Edgerunners also puts the “punk” into cyberpunk. This is where director Hiroyuki Imaishi’s visual style takes this production and makes it his own…although it’s a pretty multicultural effort (the franchise was started by a Californian, the video games were produced by a studio in Poland, and the end theme features a song by a band from Scotland. The latter choice could be a coincidence, but Imaishi also used a Franz Ferdinand tune in the ending animation sequence for Paradise Kiss).
Typical cyberpunk is in part a futuristic re-imagining of hard-boiled film noir so makes use of moody synthesized music scores and restrained performances from its actors, but in this case there’s an addition of uncharacteristically frenetic, cartoonish expressiveness. The brisk and chaotic nature of the action serves to diffuse the worst of the shocking moments for me, because it never seems to linger on them: someone is dispatched in a sudden and savage way with a spray of gore and mangled limbs, and the scene is hurried along until the flashbacks hit later on.
Edgerunners consists of a series of bad decisions, but these are made by people trying to survive in a cruel and hostile environment without the luxury of grieving for lost loved ones or processing their trauma. As technology speeds up communication and amplifies existing inequalities, individual humans have to move faster to keep up. I do wonder whether “cyberpsychosis” is specific to people who take mechanical enhancement too far, or whether it’s an extreme manifestation of a social illness that’s endemic in Night City as a whole.
Rather than completely robbing the story of its all-important characterisation and underlying messages however, Imaishi’s approach heightens the emotional impact. I soon felt drawn into the rollercoaster ride where their world is colourful and unpredictable, and those rare moments where the story pauses for breath feel all the more meaningful because of that. It also reflects the lived experiences of the characters themselves: respite from the danger and misery is rare and death can hit you unexpectedly, so the moments of calm, reflection and irreverent humour are all the more precious.
Looking back on Imaishi’s back catalogue so far, I’m starting to think that this is a rather underrated aspect of his storytelling. The liveliness and not-a-single-frame-wasted visual style might define his work for many, but I’ve grown to appreciate his ability to know when to kick into overdrive and when to dial it back to deliver The Feels.

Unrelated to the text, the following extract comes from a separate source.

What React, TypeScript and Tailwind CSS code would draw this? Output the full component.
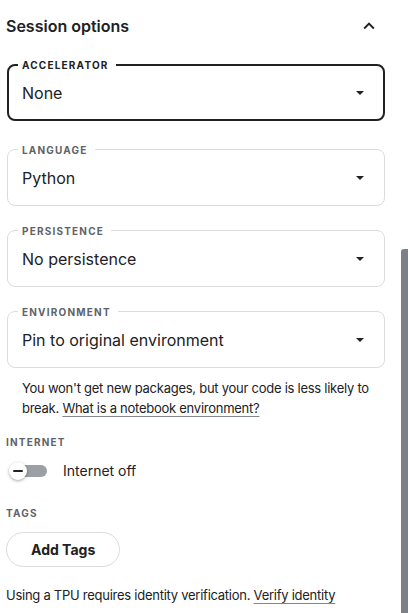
import React from "react";

type FieldProps = {
  label: string;
  value: string;
  active?: boolean;
  className?: string;
};

function SelectField({ label, value, active, className = "" }: FieldProps) {
  return (
    <div
      className={`relative flex h-[57px] items-center justify-between rounded-lg bg-white ${
        active ? "border-2 border-[#202124] pl-[13px] pr-[19px]" : "border border-[#dadce0] pl-[14px] pr-[20px]"
      } ${className}`}
    >
      {/* floating legend sitting on the top border */}
      <span
        className={`absolute ${active ? "left-[9px] -top-[9px]" : "left-[10px] -top-[8px]"} bg-white pl-1 pr-[7px] text-[10px] font-bold uppercase leading-4 tracking-[0.12em] ${
          active ? "text-[#202124]" : "text-[#5f6368]"
        }`}
      >
        {label}
      </span>
      <span className="text-base text-[#202124]">{value}</span>
      <svg width="8" height="4" viewBox="0 0 8 4" className="shrink-0">
        <polygon points="0,0 8,0 4,4" fill="#202124" />
      </svg>
    </div>
  );
}

export default function App() {
  return (
    <div className="relative h-[613px] w-[408px] overflow-hidden bg-white font-['Inter','Noto_Sans',sans-serif] text-[#202124]">
      <div className="pl-[6px] pr-[23px] pt-[14px]">
        {/* Header */}
        <div className="flex items-center justify-between">
          <h2 className="text-base font-semibold leading-6">Session options</h2>
          <svg width="22" height="22" viewBox="0 0 24 24" className="mr-[5px]">
            <path d="M12 8l-6 6 1.41 1.41L12 10.83l4.59 4.58L18 14z" fill="#202124" />
          </svg>
        </div>

        <div className="pl-px">
          <SelectField label="Accelerator" value="None" active className="mt-[26px]" />
          <SelectField label="Language" value="Python" className="mt-[28px]" />
          <SelectField label="Persistence" value="No persistence" className="mt-[24px]" />
          <SelectField label="Environment" value="Pin to original environment" className="mt-[24px]" />

          <p className="mt-[10px] pl-[15px] text-[13px] leading-5 tracking-[-0.02em] text-[#202124]">
            You won't get new packages, but your code is less likely to break.{" "}
            <a href="#" className="underline decoration-[#80868b] underline-offset-[3px]">
              What is a notebook environment?
            </a>
          </p>
        </div>

        {/* Internet */}
        <div className="mt-[16px] text-[10px] font-bold uppercase leading-4 tracking-[0.12em] text-[#5f6368]">
          Internet
        </div>
        <div className="mt-[11px] flex h-5 items-center">
          <div className="relative ml-[3px] h-[18px] w-[38px]">
            <div className="absolute left-[2px] top-[3px] h-3 w-[36px] rounded-full bg-[#9aa0a6]" />
            <div className="absolute left-0 top-0 flex h-[18px] w-[18px] items-center justify-center rounded-full bg-white shadow-[0_1px_3px_rgba(0,0,0,0.35)]">
              <div className="h-[2px] w-[10px] rounded bg-[#202124]" />
            </div>
          </div>
          <span className="ml-[16px] text-sm leading-5">Internet off</span>
        </div>

        {/* Tags */}
        <div className="mt-[24px] text-[10px] font-bold uppercase leading-4 tracking-[0.12em] text-[#5f6368]">
          Tags
        </div>
        <button className="mt-[11px] h-[35px] rounded-full border border-[#dadce0] px-6 text-sm font-bold text-[#202124]">
          Add Tags
        </button>

        <p className="mt-[18px] text-[13px] leading-5 tracking-[-0.02em]">
          Using a TPU requires identity verification.{" "}
          <a href="#" className="underline decoration-[#80868b] underline-offset-[3px]">
            Verify identity
          </a>
        </p>
      </div>

      {/* scrollbar thumb */}
      <div className="absolute right-0 top-[249px] h-[364px] w-[7px] rounded-tl-[3px] bg-[#7c8087]" />
    </div>
  );
}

When I think of Gurren Lagann or Kill la Kill I don’t just think of their comic book excesses; what sticks in my memory are the larger-than-life characters, and Edgerunners has loads of them. We see the burden carried by Maine and the toll that it takes on him, both physically and psychologically; David and Lucy allow themselves to open up to each other, to have dreams and lofty ideals, despite their surroundings punishing selflessness and vulnerability at every turn; Rebecca comes across as a Melt-Banana album given (cybernetically-enhanced) human form and handed a pair of oversized shotguns.
If I have one criticism, it’s that I didn’t get to spend enough time with them. Perhaps extending the ten-part series to a more conventional twelve-plus episodes might have allowed for some more character development, but much like FLCL – the mini-series that defined this frenetically-paced anime style for me – it does at least avoid outstaying its welcome. Maybe in this context it’s more appropriate, as the old saying goes, to burn out than to fade away.